Why Kenya cannot pay lip service to healthcare any more

A pharmacist puts medicine inside a bottle. PHOTO | JOSEPH KANYI | NATION MEDIA GROUP

What you need to know:

  • HIV prevalence rate has recently stabilised at 5.6 per cent, making it much less of plague than it was in 1999 when up to 40 per cent were thought to be infected in some communities and President Moi declared it a national disaster.
  • Mass distribution of insecticide-treated mosquito nets has significantly cut malaria deaths, especially among children under five.

  • Although Kenya is still ranked 15th among the 22 high TB burden countries in the world, it has put more patients on therapy and boasts one of the best treatment success rates.

Kenyan officials attending the Tokyo International Conference on African Development (Ticad) VI Summit will most likely ask for increased foreign funding to help ease the country’s disease burden.
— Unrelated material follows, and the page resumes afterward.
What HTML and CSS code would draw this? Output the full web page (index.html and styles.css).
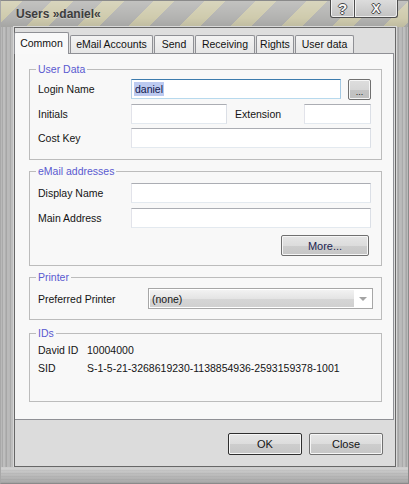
FILE: index.html
```html
<!DOCTYPE html>
<html lang="en">
<head>
<meta charset="utf-8">
<title>Users »daniel«</title>
<link rel="stylesheet" href="styles.css">
</head>
<body>
<div class="window">
  <header class="titlebar">
    <span class="title">Users »daniel«</span>
    <div class="caption">
      <span class="cbtn cbtn-help">?</span>
      <span class="cbtn cbtn-close">X</span>
    </div>
  </header>
  <div class="frame">
    <div class="client">
      <nav class="tabs">
        <span class="tab tab-common active">Common</span>
        <span class="tab tab-email">eMail Accounts</span>
        <span class="tab tab-send">Send</span>
        <span class="tab tab-recv">Receiving</span>
        <span class="tab tab-rights">Rights</span>
        <span class="tab tab-user">User data</span>
      </nav>
      <section class="panel">
        <fieldset class="group g-user">
          <legend>User Data</legend>
          <div class="row r-first">
            <span class="lbl">Login Name</span>
            <span class="input focus w-login"><span class="sel">daniel</span></span>
            <span class="btn dots">...</span>
          </div>
          <div class="row r-gap4">
            <span class="lbl">Initials</span>
            <span class="input w-initials"></span>
            <span class="lbl lbl-ext">Extension</span>
            <span class="input w-ext"></span>
          </div>
          <div class="row r-gap4">
            <span class="lbl">Cost Key</span>
            <span class="input w-full"></span>
          </div>
        </fieldset>
        <fieldset class="group g-mail">
          <legend>eMail addresses</legend>
          <div class="row">
            <span class="lbl">Display Name</span>
            <span class="input w-full"></span>
          </div>
          <div class="row r-gap5">
            <span class="lbl">Main Address</span>
            <span class="input w-full"></span>
          </div>
          <div class="row r-more">
            <span class="btn more">More...</span>
          </div>
        </fieldset>
        <fieldset class="group g-printer">
          <legend>Printer</legend>
          <div class="row">
            <span class="lbl lbl-printer">Preferred Printer</span>
            <span class="combo"><span class="combo-face">(none)</span><span class="combo-arrow"><span class="tri"></span></span></span>
          </div>
        </fieldset>
        <fieldset class="group g-ids">
          <legend>IDs</legend>
          <div class="idrow"><span class="idl">David ID</span><span>10004000</span></div>
          <div class="idrow"><span class="idl">SID</span><span>S-1-5-21-3268619230-1138854936-2593159378-1001</span></div>
        </fieldset>
      </section>
      <footer class="footer">
        <span class="btn dlg default">OK</span>
        <span class="btn dlg">Close</span>
      </footer>
    </div>
  </div>
  <div class="frame-bottom"></div>
</div>
</body>
</html>
```
FILE: styles.css
```css
* { box-sizing: border-box; }
html, body { margin: 0; padding: 0; }
body {
  width: 409px;
  height: 484px;
  overflow: hidden;
  font-family: "Liberation Sans", Arial, sans-serif;
  font-size: 10.5px;
  color: #141414;
  background: #b4b4b4;
}
.window {
  width: 409px;
  height: 484px;
  display: flex;
  flex-direction: column;
  border: 1px solid #8a8a8a;
  border-left-color: #a8a8a8;
}

/* title bar */
.titlebar {
  height: 26px;
  flex: none;
  display: flex;
  justify-content: space-between;
  align-items: flex-start;
  padding-left: 15px;
  background:
    linear-gradient(to bottom, rgba(255,255,255,0.2) 0, rgba(255,255,255,0) 65%, rgba(0,0,0,0.08) 100%),
    repeating-linear-gradient(135deg, #cfcbad 0 15px, #b3b3b1 15px 36px);
}
.title {
  font-weight: bold;
  font-size: 12px;
  line-height: 26px;
  color: #3d3d3d;
  text-shadow: 0 1px 0 rgba(255,255,255,0.3);
}
.caption {
  display: flex;
  margin-top: -1px;
  margin-right: 10px;
}
.cbtn {
  height: 18px;
  display: flex;
  align-items: center;
  justify-content: center;
  border: 1px solid #4d4d4d;
  border-top: none;
  background: linear-gradient(#dcdcdc, #c2c2c2);
  box-shadow: inset 1px 0 #f2f2f2, inset -1px -1px #ececec;
  color: #f8f8f8;
  font-weight: bold;
  text-shadow: 1px 0 #4a4a4a, -1px 0 #4a4a4a, 0 1px #4a4a4a, 0 -1px #4a4a4a;
}
.cbtn-help {
  width: 25px;
  font-size: 15px;
  border-bottom-left-radius: 3px;
}
.cbtn-close {
  width: 43px;
  border-left: none;
  font-size: 13px;
  border-bottom-right-radius: 3px;
}

/* frame */
.frame {
  flex: 1;
  display: flex;
  padding: 0 12px 0 13px;
  background: repeating-linear-gradient(90deg, #b8b8b8 0 1px, #aaaaaa 1px 2px, #bebebe 2px 4px, #b0b0b0 4px 5px, #a6a6a6 5px 6px, #bababa 6px 8px);
}
.frame-bottom {
  height: 16px;
  flex: none;
  background:
    repeating-linear-gradient(0deg, rgba(0,0,0,0.035) 0 1px, rgba(0,0,0,0) 1px 3px),
    linear-gradient(#d4d4d4, #bdbdbd 45%, #a8a8a8);
}
.client {
  flex: 1;
  display: flex;
  flex-direction: column;
  border: 1px solid #676767;
  box-shadow: 0 0 0 1px #d8d8d8;
  background: #dedede;
}

/* tabs */
.tabs {
  height: 25px;
  flex: none;
  display: flex;
  align-items: flex-end;
  gap: 1px;
}
.tab {
  height: 18px;
  line-height: 17px;
  text-align: center;
  border: 1px solid #8f9095;
  border-bottom: none;
  border-radius: 2px 2px 0 0;
  background: linear-gradient(#f3f3f3, #e6e6e6);
  color: #111;
}
.tab.active {
  height: 22px;
  line-height: 21px;
  margin-bottom: -1px;
  margin-left: -1px;
  background: #f9f9f9;
  position: relative;
  z-index: 1;
}
.tab-common { width: 55px; }
.tab-email { width: 83px; }
.tab-send { width: 40px; }
.tab-recv { width: 60px; }
.tab-rights { width: 38px; }
.tab-user { width: 59px; }

/* panel */
.panel {
  flex: 1;
  margin-right: 1px;
  background: #f8f8f8;
  border: 1px solid #8f9095;
  border-left: none;
  padding-top: 9px;
}
.group {
  min-width: 0;
  margin: 0 11px 0 14px;
  border: 1px solid #bcbcbc;
  padding: 3px 10px 11px 8px;
}
.group legend {
  font-size: 10.5px;
  line-height: 13px;
  padding: 0 2px;
  margin-left: -2px;
  color: #5a5ad0;
}
.g-mail { margin-top: 5px; padding-top: 5px; padding-bottom: 9px; }
.g-printer { margin-top: 5px; padding-top: 4px; padding-bottom: 10px; }
.g-ids { margin-top: 7px; padding-top: 1px; padding-bottom: 24px; }

.row {
  display: flex;
  align-items: center;
}
.r-first { align-items: flex-start; height: 21px; }
.r-first .lbl { line-height: 20px; }
.r-gap4 { margin-top: 4px; }
.r-gap5 { margin-top: 5px; }
.r-more { margin-top: 7px; justify-content: flex-end; }

.lbl {
  flex: none;
  width: 93px;
  white-space: nowrap;
}
.lbl-ext { width: 69px; margin-left: 8px; }
.lbl-printer { width: 110px; }

.input {
  display: flex;
  align-items: center;
  height: 20px;
  flex: none;
  background: #fff;
  border: 1px solid;
  border-color: #abadb3 #dbdfe6 #e3e9ef #e2e3ea;
  padding-left: 2px;
}
.input.focus {
  border-color: #3d7bad #a4c9e3 #b7d9ed #b5cfe7;
}
.sel {
  background: #bccaf0;
  color: #10164a;
  line-height: 14px;
  padding: 0 1px;
}
.w-login { width: 210px; }
.w-initials { width: 96px; }
.w-ext { width: 67px; }
.w-full { width: 240px; }

/* buttons */
.btn {
  display: flex;
  align-items: center;
  justify-content: center;
  flex: none;
  border: 1px solid #707070;
  border-radius: 2px;
  background: linear-gradient(#e6e6e6 0, #dcdcdc 50%, #cdcdcd 50%, #c6c6c6 100%);
  box-shadow: inset 0 0 0 1px #f6f6f6;
  color: #141414;
}
.dots {
  width: 23px;
  height: 21px;
  margin-left: 7px;
  align-items: flex-end;
  padding-bottom: 3px;
  line-height: 8px;
  font-size: 9px;
  background: linear-gradient(#dedede 0, #d6d6d6 50%, #c4c4c4 50%, #bfbfbf 100%);
}
.more {
  width: 88px;
  height: 21px;
  margin-right: 2px;
  color: #1c2452;
  font-size: 11px;
  padding-top: 1px;
}

/* combo */
.combo {
  display: flex;
  width: 225px;
  height: 21px;
  margin-right: -2px;
  border: 1px solid #a7a7a7;
  background: #fff;
  padding: 1px 0 1px 1px;
}
.combo-face {
  flex: 1;
  display: flex;
  align-items: center;
  padding-left: 2px;
  background: linear-gradient(#f2f2f2, #e4e4e4 50%, #d6d6d6 51%, #d0d0d0);
}
.combo-arrow {
  width: 18px;
  display: flex;
  align-items: center;
  justify-content: center;
}
.tri {
  width: 0;
  height: 0;
  border-left: 4px solid transparent;
  border-right: 4px solid transparent;
  border-top: 4px solid #a4a4a4;
}

/* ids */
.idrow {
  display: flex;
  height: 18px;
  line-height: 18px;
  white-space: nowrap;
}
.idl { width: 49px; flex: none; }

/* footer */
.footer {
  height: 46px;
  flex: none;
  display: flex;
  justify-content: flex-end;
  align-items: flex-start;
  gap: 7px;
  padding: 13px 12px 0 0;
  background: #dcdcdc;
}
.dlg {
  width: 74px;
  height: 22px;
  font-size: 11px;
}
.dlg.default {
  border-color: #2e2e2e;
}
```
Of course, they do have a strong case – considering the relative success of national control programmes for malaria, HIV/Aids, and TB.

The HIV prevalence rate has recently stabilised at 5.6 per cent, making it much less of plague than it was in 1999 when up to 40 per cent were thought to be infected in some communities and President Moi declared it a national disaster.

Mass distribution of insecticide-treated mosquito nets has significantly cut malaria deaths, especially among children under five.

And although Kenya is still ranked 15th among the 22 high TB burden countries in the world, it has put more patients on therapy and boasts one of the best treatment success rates.

But the elephant in the room at Ticad will be the fact that Kenya has been precariously relying on foreign aid to keep her citizens healthy.

A 2015 study by the advocacy group Results UK and the local health lobby Kanco found that 45 per cent of the health budget in Kenya is financed by donors.

THEIR WAR

The war against the second leading killer, HIV/Aids, is pretty much their war, with the donors picking the tab for 70 per cent of the health budget.

For all the gains registered in the fight against TB, it remains largely underfinanced with the government putting in only 23 per cent of the needed funds and donors coming through with 17 per cent.

A 60 per cent funding gap says a lot about the fact that Kenya contributes 80 per cent of the global TB.

There are no prizes for guessing why it is dangerous to put a nation’s public health at the mercy of foreigners.

A geopolitical earthquake in some part of the world, like the recent Brexit, could easily see a benefactor review its aid terms or even cut it.

A financial crisis of the scale that hit the rich countries in 2007 and 2008 will almost always force some form of austerity in which foreign aid is among the low-hanging fruits.

It turns out even the country’s better economic fortunes can be a problem!

According to the Results UK / Kanco study, Kenya will in the next three to five years begin to find it more difficult to access official development assistance in light of its new status as a lower-middle income country.

Organisations like the Global Fund to Fight AIDS, Tuberculosis and Malaria are expected to demand increased contributions from Kenya.

We didn’t have to get here though. In 2001, Kenya was among African countries that committed to allocate 15 per cent of their annual budgets to health by 2015. Fifteen years and a Constitution that guarantees quality healthcare to every citizen later, the health allocation stands at only 6.3 per cent.